В отношении нашего народа к потоку крови тридцатых годов есть угрюмая, трудная двойственность.
Люди читали и слышали обо всем: о семьях, выброшенных зимой в степь - и детях, отданных в интернат из-за того, что арестованный папа не в том учреждении работал, о нагруженных трупами ямах - и конвое, который пристрелит того, кто не может идти, об индийском неравенстве тех, кто, по удачному выражению мемуариста, любил мебель красного дерева целыми гарнитурами - и тех, кто в это же время умирал от голода прямо на улице, под чужим окном.
Люди все это знают.
Но знать не хотят.
"Трудное было время, но так было надо". "Зато не воровали". "Иначе бы войну не выиграли". "У меня самого деда арестовали, но потом разобрались и выпустили. Настоящих шпионов тоже много было, так сразу не отличишь". "Страну без жертв не поднять". "Не знаю, кого там сажали, у меня никого не посадили". "Ну да, тяжело приходилось. Но..."
Государство в этом вопросе идет за людьми.
За этим смутным и мутным - "ну да, но".
Государство поочередно отвешивает поклоны в разные стороны: то Иосифу Непрекрасному, то Бутовскому полигону, то юбилею очередной зоны, то стене скорби в честь политзаключенных.
Государство своим маленьким мозгом огромного динозавра понимает: кланяться одним овчаркам, полушубкам, сторожевым вышкам и сапогам - неприлично. А кланяться одним жертвам - это значит пойти против двойственности, против угрюмого коллективного сомнения, против этого "ну да, но".
Как сделать так, чтобы двойственность исчезла?
Чтобы не было никаких "но", а было только одно: сострадание и высокая печаль.
Нужно начать лучше жить.
Нужно стать шире, добрее, внимательнее - потому что счастливее.
Потому что только очень хороший человек может, страдая сам, - одновременно жалеть других, жалеть чужих, жалеть уже умерших, прежних, и, главное, не видеть никаких оправданий для зла, для самого процесса страдания.
Он может посмотреть сверху, когда стоит здесь, на земле.
Обычный человек так не может.
Ему нужны деньги, чтобы купить билет на самолет и взлететь - и только там, под самыми облаками, он облегченно вздохнет, он полюбуется миром, и что-то поймет, и попросит прощения, и простит.

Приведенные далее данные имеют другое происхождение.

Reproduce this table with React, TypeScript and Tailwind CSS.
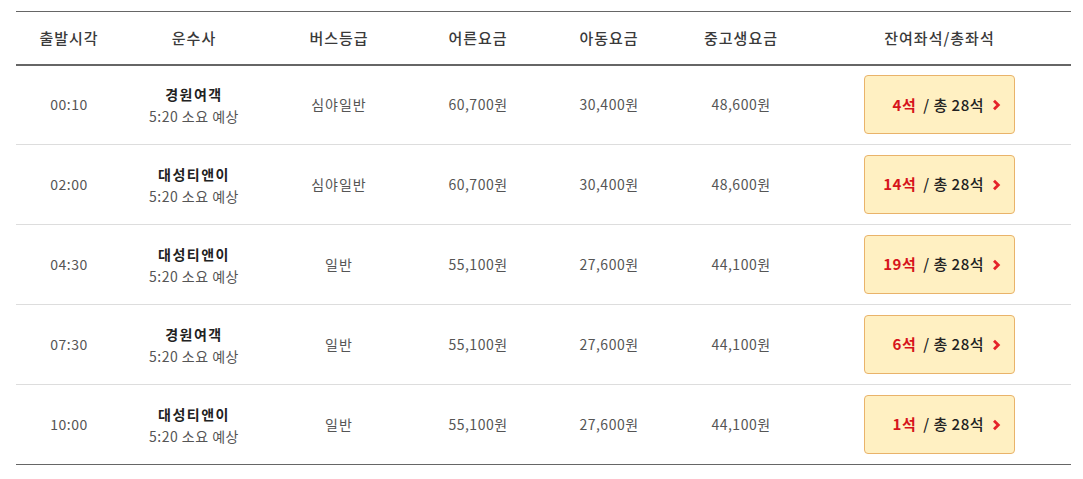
import React from 'react';

const rows = [
  { time: '00:10', company: '경원여객', grade: '심야일반', adult: '60,700원', child: '30,400원', teen: '48,600원', left: 4 },
  { time: '02:00', company: '대성티앤이', grade: '심야일반', adult: '60,700원', child: '30,400원', teen: '48,600원', left: 14 },
  { time: '04:30', company: '대성티앤이', grade: '일반', adult: '55,100원', child: '27,600원', teen: '44,100원', left: 19 },
  { time: '07:30', company: '경원여객', grade: '일반', adult: '55,100원', child: '27,600원', teen: '44,100원', left: 6 },
  { time: '10:00', company: '대성티앤이', grade: '일반', adult: '55,100원', child: '27,600원', teen: '44,100원', left: 1 },
];

const headers = ['출발시각', '운수사', '버스등급', '어른요금', '아동요금', '중고생요금', '잔여좌석/총좌석'];
const widths = ['w-[106px]', 'w-[144px]', 'w-[146px]', 'w-[132px]', 'w-[130px]', 'w-[134px]', 'w-[263px]'];

const Chevron = () => (
  <svg width="9" height="12" viewBox="0 0 9 12" className="ml-[8px]">
    <path d="M2 1.8 L6.3 6 L2 10.2" fill="none" stroke="#e5242a" strokeWidth="2.8" />
  </svg>
);

const App = () => {
  return (
    <div className="bg-white w-[1083px] h-[479px] pt-[11px] px-[16px] font-['Noto_Sans_CJK_KR',sans-serif]">
      <table className="w-[1055px] border-collapse table-fixed border-t border-b border-[#666]">
        <colgroup>
          {widths.map((w, i) => (
            <col key={i} className={w} />
          ))}
        </colgroup>
        <thead>
          <tr className="h-[53px] border-b-2 border-[#666]">
            {headers.map((h) => (
              <th key={h} className="text-[15px] font-medium text-[#3a3a3a] text-center p-0 leading-none tracking-[1px]">
                {h}
              </th>
            ))}
          </tr>
        </thead>
        <tbody>
          {rows.map((r, i) => (
            <tr key={i} className={`h-[80px] ${i < rows.length - 1 ? 'border-b border-[#ddd]' : ''}`}>
              <td className="text-center text-[14px] text-[#555] tracking-[0.5px]">{r.time}</td>
              <td className="text-center">
                <div className="text-[14px] font-bold text-[#222] leading-[22px] tracking-[1.5px]">{r.company}</div>
                <div className="text-[14px] text-[#555] leading-[22px] tracking-[0.5px]">5:20 소요 예상</div>
              </td>
              <td className="text-center text-[14px] text-[#555] tracking-[1px]">{r.grade}</td>
              <td className="text-center text-[14px] text-[#555] tracking-[0.5px]">{r.adult}</td>
              <td className="text-center text-[14px] text-[#555] tracking-[0.5px]">{r.child}</td>
              <td className="text-center text-[14px] text-[#555] tracking-[0.5px]">{r.teen}</td>
              <td>
                <button className="mx-auto flex items-center justify-end w-[151px] h-[59px] pr-[13px] bg-[#fff0c2] border border-[#e9b36a] rounded-[4px] text-[15px] text-[#222] font-medium tracking-[0.5px]">
                  <span className="text-[#d6141c] font-bold">{r.left}석</span>
                  <span className="ml-[7px]">/ 총 28석</span>
                  <Chevron />
                </button>
              </td>
            </tr>
          ))}
        </tbody>
      </table>
    </div>
  );
};

export default App;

А пока ему плохо - он так и будет ворчать, что "так надо" и "зато войну выиграли".
Пока он сам привык то охранять, то сидеть, то кого-нибудь бить, то быть битым, пока его собственный дом, его жизнь, его мир - кажутся ему шаткими и уязвимыми, ему нужно и оправдание зла.
А то мало ли. Ходят тут всякие. Протянешь палец - руку откусят. Сначала Сталин у них виноват, а потом ты сам у них виноват. Может, тогда и сажали не тех, но вот этих, сейчас - я бы точно всех пересажал. И так далее.
Нужно стать глупо, банально счастливее - и тогда новая русская нация, созданная в том числе и на океане крови тридцатых годов, перестанет бояться воспоминаний о том кошмаре, из которого родилась, перестанет злорадствовать, сомневаться, прекратит говорить "ну да, но" и "зато".
И тогда она взглянет на все эти степи и ямы, на эти тюрьмы и интернаты, конвои и вышки - откуда-то сверху, из-под облаков, откуда счастливое будущее всегда смотрит на страшное, умирающее от голода прошлое.
И скажет ему: прости.
И скажет ему: я люблю тебя, и я с тобой.